The seeds of 2008 have created a bitter harvest for India Inc in 2009. Last year saw the Indian and global stock markets tumble from their highest-ever positions to virtually their lowest in decades and this was reflected in the global slowdown that affected all economies from the developed world to the least developed.
That the weakness of companies to weather these once-in-a-half-century storms stood exposed. In fact, many global companies that once ruled the banking, realty, insurance and other sectors folded up and disappeared without a trace. Others were saved by their governments, otherwise their fate too was sealed.
In India, this has led to a shift from raw aggression where mergers and acquisitions are concerned to a virtual slinking into a moribund phase.
According to Dealogic, the M&A game being played by the Indian corporates has seen a huge fall in 2009--the lowest in four years at $7.4 billion. This is a 51% fall from last year's corresponding figure.
And even out of these, the in-bound M&A activity to the tune of $1.6 billion involved foreign entities buying into Indian firms.
The figures for Indian companies buying into foreign firms are worse. These deals fell to a low of just $334 million, a 96 per cent fall.

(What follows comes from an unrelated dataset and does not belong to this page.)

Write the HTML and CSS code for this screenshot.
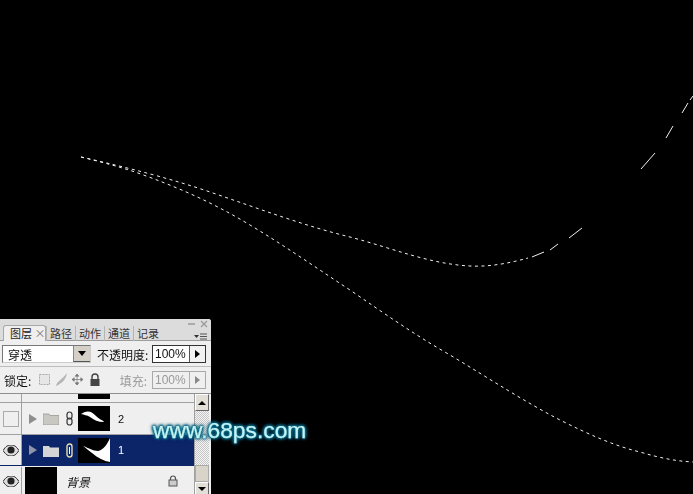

The India deals involved Reliance Industries increasing stake in Reliance Petroleum by 25 per cent for $1,688 million via an open offer--the total oil and gas segment M&A activity totalled $2.1 billion alone. The second one was Quippo Telecom taking a 49 per cent stake in Wireless II Infoservices for $1,296 million. The third deal involved Tata Tele merging its tower arm with Quippo Telecom.
The most notable of these deals was the latest one where Tech Mahindra picked up control of the beleaguered Satyam Computer for $577 million.